● **SUPPLIED INFORMATION**
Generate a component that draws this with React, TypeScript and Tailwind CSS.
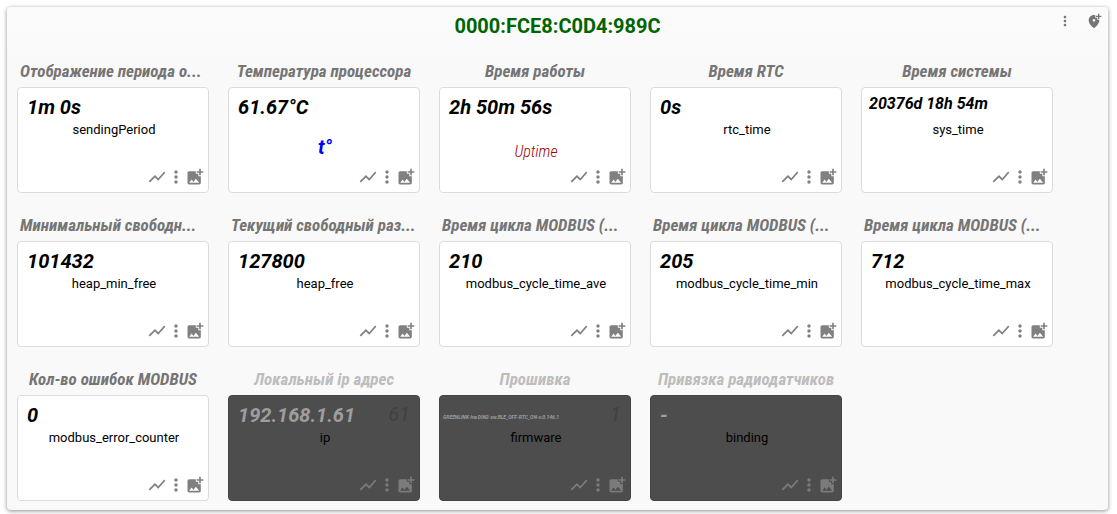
import React from 'react';
import clsx from 'clsx';
import { MdAddLocationAlt, MdAddPhotoAlternate, MdMoreVert, MdShowChart } from 'react-icons/md';

type Sensor = {
    title: string;
    value: string;
    name: string;
    size?: 'small' | 'tiny';
    label?: 'temperature' | 'uptime';
    disabled?: boolean;
    badge?: string;
};

const sensors: Sensor[] = [
    { title: 'Отображение периода о...', value: '1m 0s', name: 'sendingPeriod' },
    { title: 'Температура процессора', value: '61.67°C', name: 't°', label: 'temperature' },
    { title: 'Время работы', value: '2h 50m 56s', name: 'Uptime', label: 'uptime' },
    { title: 'Время RTC', value: '0s', name: 'rtc_time' },
    { title: 'Время системы', value: '20376d 18h 54m', name: 'sys_time', size: 'small' },
    { title: 'Минимальный свободн...', value: '101432', name: 'heap_min_free' },
    { title: 'Текущий свободный раз...', value: '127800', name: 'heap_free' },
    { title: 'Время цикла MODBUS (...', value: '210', name: 'modbus_cycle_time_ave' },
    { title: 'Время цикла MODBUS (...', value: '205', name: 'modbus_cycle_time_min' },
    { title: 'Время цикла MODBUS (...', value: '712', name: 'modbus_cycle_time_max' },
    { title: 'Кол-во ошибок MODBUS', value: '0', name: 'modbus_error_counter' },
    { title: 'Локальный ip адрес', value: '192.168.1.61', name: 'ip', disabled: true, badge: '61' },
    { title: 'Прошивка', value: 'GREENLINK-hw.DIN2-sw.BLE_OFF-RTC_ON-v.0.146.1', name: 'firmware', size: 'tiny', disabled: true, badge: '1' },
    { title: 'Привязка радиодатчиков', value: '-', name: 'binding', disabled: true },
];

function SensorCard({ sensor }: { sensor: Sensor }) {
    const { title, value, name, size, label, disabled, badge } = sensor;

    return (
        <section>
            <h2
                className={clsx(
                    "h-5 mb-1.5 px-[3px] whitespace-nowrap font-['Liberation_Sans_Narrow','Roboto_Condensed',sans-serif] text-[17px] leading-5 font-bold italic",
                    // shortened titles fill the line from the left
                    title.endsWith('...') ? 'text-left' : 'text-center',
                    disabled ? 'text-[#bdbdbd]' : 'text-[#757575]'
                )}
            >
                {title}
            </h2>
            <div
                className={clsx(
                    'relative flex flex-col h-[106px] rounded border pt-2 pb-[5px]',
                    disabled ? 'bg-[#4d4d4d] border-[#444]' : 'bg-white border-[#dcdcdc]'
                )}
            >
                <p
                    className={clsx(
                        'h-[22px] font-bold italic whitespace-nowrap',
                        !size && 'pl-[9px] text-xl leading-[22px]',
                        size === 'small' && 'pl-[7px] text-base leading-4',
                        size === 'tiny' && 'pl-[3px] pt-2 text-[5px] leading-[10px]',
                        disabled ? 'text-[#9e9e9e]' : 'text-black'
                    )}
                >
                    {value}
                </p>
                {badge && (
                    <span className="absolute top-[7px] right-[9px] text-xl leading-[22px] italic text-[#404040]">{badge}</span>
                )}
                <p
                    className={clsx(
                        'pl-0.5 text-center',
                        !label && 'text-[13px] leading-6 text-black',
                        label === 'temperature' && 'mt-[17px] text-xl leading-6 font-bold italic text-[#0000ff]',
                        label === 'uptime' && "mt-6 font-['Roboto_Condensed',Roboto,sans-serif] text-base leading-5 font-light italic text-[#a00000]"
                    )}
                >
                    {name}
                </p>
                <div className={clsx('mt-auto flex justify-end pr-1', disabled ? 'text-[#7b7b7b]' : 'text-[#808080]')}>
                    <button className="flex w-[19px] justify-center" aria-label="Chart">
                        <MdShowChart className="size-5 shrink-0" />
                    </button>
                    <button className="flex w-[19px] justify-center" aria-label="Menu">
                        <MdMoreVert className="size-5 shrink-0" />
                    </button>
                    <button className="flex w-[19px] justify-center" aria-label="Add image">
                        <MdAddPhotoAlternate className="size-5 shrink-0" />
                    </button>
                </div>
            </div>
        </section>
    );
}

export default function App() {
    return (
        <div className="pt-[7px] pl-[7px] pr-[9px] pb-1 bg-white font-[Roboto,sans-serif]">
            <main className="rounded bg-[#f9f9f9] pb-[9px] shadow-[0_1px_4px_rgba(0,0,0,0.45)]">
                {/* Device header */}
                <header className="grid grid-cols-[1fr_auto_1fr] items-start h-[54px] rounded-t pt-2 bg-linear-to-b from-[#fbfbfb] to-[#f9f9f9]">
                    <h1 className="col-start-2 text-xl leading-[22px] font-bold text-[#006400]">0000:FCE8:C0D4:989C</h1>
                    <div className="flex justify-end gap-[13px] pr-1.5 -mt-0.5 text-[#757575]">
                        <button aria-label="Device menu">
                            <MdMoreVert className="size-4" />
                        </button>
                        <button aria-label="Add location">
                            <MdAddLocationAlt className="size-4" />
                        </button>
                    </div>
                </header>

                {/* Sensors */}
                <div className="grid grid-cols-[repeat(auto-fill,192px)] gap-x-[19px] gap-y-[22px] px-2.5">
                    {sensors.map(sensor => (
                        <SensorCard key={sensor.name} sensor={sensor} />
                    ))}
                </div>
            </main>
        </div>
    );
}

● **STATED TASK**
From the data above, write out everything exactly except the pictures.

● **RESULT OF THIS EXERCISE**
Generate a component that draws this with React, TypeScript and Tailwind CSS.
import React from 'react';
import clsx from 'clsx';
import { MdAddLocationAlt, MdAddPhotoAlternate, MdMoreVert, MdShowChart } from 'react-icons/md';

type Sensor = {
    title: string;
    value: string;
    name: string;
    size?: 'small' | 'tiny';
    label?: 'temperature' | 'uptime';
    disabled?: boolean;
    badge?: string;
};

const sensors: Sensor[] = [
    { title: 'Отображение периода о...', value: '1m 0s', name: 'sendingPeriod' },
    { title: 'Температура процессора', value: '61.67°C', name: 't°', label: 'temperature' },
    { title: 'Время работы', value: '2h 50m 56s', name: 'Uptime', label: 'uptime' },
    { title: 'Время RTC', value: '0s', name: 'rtc_time' },
    { title: 'Время системы', value: '20376d 18h 54m', name: 'sys_time', size: 'small' },
    { title: 'Минимальный свободн...', value: '101432', name: 'heap_min_free' },
    { title: 'Текущий свободный раз...', value: '127800', name: 'heap_free' },
    { title: 'Время цикла MODBUS (...', value: '210', name: 'modbus_cycle_time_ave' },
    { title: 'Время цикла MODBUS (...', value: '205', name: 'modbus_cycle_time_min' },
    { title: 'Время цикла MODBUS (...', value: '712', name: 'modbus_cycle_time_max' },
    { title: 'Кол-во ошибок MODBUS', value: '0', name: 'modbus_error_counter' },
    { title: 'Локальный ip адрес', value: '192.168.1.61', name: 'ip', disabled: true, badge: '61' },
    { title: 'Прошивка', value: 'GREENLINK-hw.DIN2-sw.BLE_OFF-RTC_ON-v.0.146.1', name: 'firmware', size: 'tiny', disabled: true, badge: '1' },
    { title: 'Привязка радиодатчиков', value: '-', name: 'binding', disabled: true },
];

function SensorCard({ sensor }: { sensor: Sensor }) {
    const { title, value, name, size, label, disabled, badge } = sensor;

    return (
        <section>
            <h2
                className={clsx(
                    "h-5 mb-1.5 px-[3px] whitespace-nowrap font-['Liberation_Sans_Narrow','Roboto_Condensed',sans-serif] text-[17px] leading-5 font-bold italic",
                    // shortened titles fill the line from the left
                    title.endsWith('...') ? 'text-left' : 'text-center',
                    disabled ? 'text-[#bdbdbd]' : 'text-[#757575]'
                )}
            >
                {title}
            </h2>
            <div
                className={clsx(
                    'relative flex flex-col h-[106px] rounded border pt-2 pb-[5px]',
                    disabled ? 'bg-[#4d4d4d] border-[#444]' : 'bg-white border-[#dcdcdc]'
                )}
            >
                <p
                    className={clsx(
                        'h-[22px] font-bold italic whitespace-nowrap',
                        !size && 'pl-[9px] text-xl leading-[22px]',
                        size === 'small' && 'pl-[7px] text-base leading-4',
                        size === 'tiny' && 'pl-[3px] pt-2 text-[5px] leading-[10px]',
                        disabled ? 'text-[#9e9e9e]' : 'text-black'
                    )}
                >
                    {value}
                </p>
                {badge && (
                    <span className="absolute top-[7px] right-[9px] text-xl leading-[22px] italic text-[#404040]">{badge}</span>
                )}
                <p
                    className={clsx(
                        'pl-0.5 text-center',
                        !label && 'text-[13px] leading-6 text-black',
                        label === 'temperature' && 'mt-[17px] text-xl leading-6 font-bold italic text-[#0000ff]',
                        label === 'uptime' && "mt-6 font-['Roboto_Condensed',Roboto,sans-serif] text-base leading-5 font-light italic text-[#a00000]"
                    )}
                >
                    {name}
                </p>
                <div className={clsx('mt-auto flex justify-end pr-1', disabled ? 'text-[#7b7b7b]' : 'text-[#808080]')}>
                    <button className="flex w-[19px] justify-center" aria-label="Chart">
                        <MdShowChart className="size-5 shrink-0" />
                    </button>
                    <button className="flex w-[19px] justify-center" aria-label="Menu">
                        <MdMoreVert className="size-5 shrink-0" />
                    </button>
                    <button className="flex w-[19px] justify-center" aria-label="Add image">
                        <MdAddPhotoAlternate className="size-5 shrink-0" />
                    </button>
                </div>
            </div>
        </section>
    );
}

export default function App() {
    return (
        <div className="pt-[7px] pl-[7px] pr-[9px] pb-1 bg-white font-[Roboto,sans-serif]">
            <main className="rounded bg-[#f9f9f9] pb-[9px] shadow-[0_1px_4px_rgba(0,0,0,0.45)]">
                {/* Device header */}
                <header className="grid grid-cols-[1fr_auto_1fr] items-start h-[54px] rounded-t pt-2 bg-linear-to-b from-[#fbfbfb] to-[#f9f9f9]">
                    <h1 className="col-start-2 text-xl leading-[22px] font-bold text-[#006400]">0000:FCE8:C0D4:989C</h1>
                    <div className="flex justify-end gap-[13px] pr-1.5 -mt-0.5 text-[#757575]">
                        <button aria-label="Device menu">
                            <MdMoreVert className="size-4" />
                        </button>
                        <button aria-label="Add location">
                            <MdAddLocationAlt className="size-4" />
                        </button>
                    </div>
                </header>

                {/* Sensors */}
                <div className="grid grid-cols-[repeat(auto-fill,192px)] gap-x-[19px] gap-y-[22px] px-2.5">
                    {sensors.map(sensor => (
                        <SensorCard key={sensor.name} sensor={sensor} />
                    ))}
                </div>
            </main>
        </div>
    );
}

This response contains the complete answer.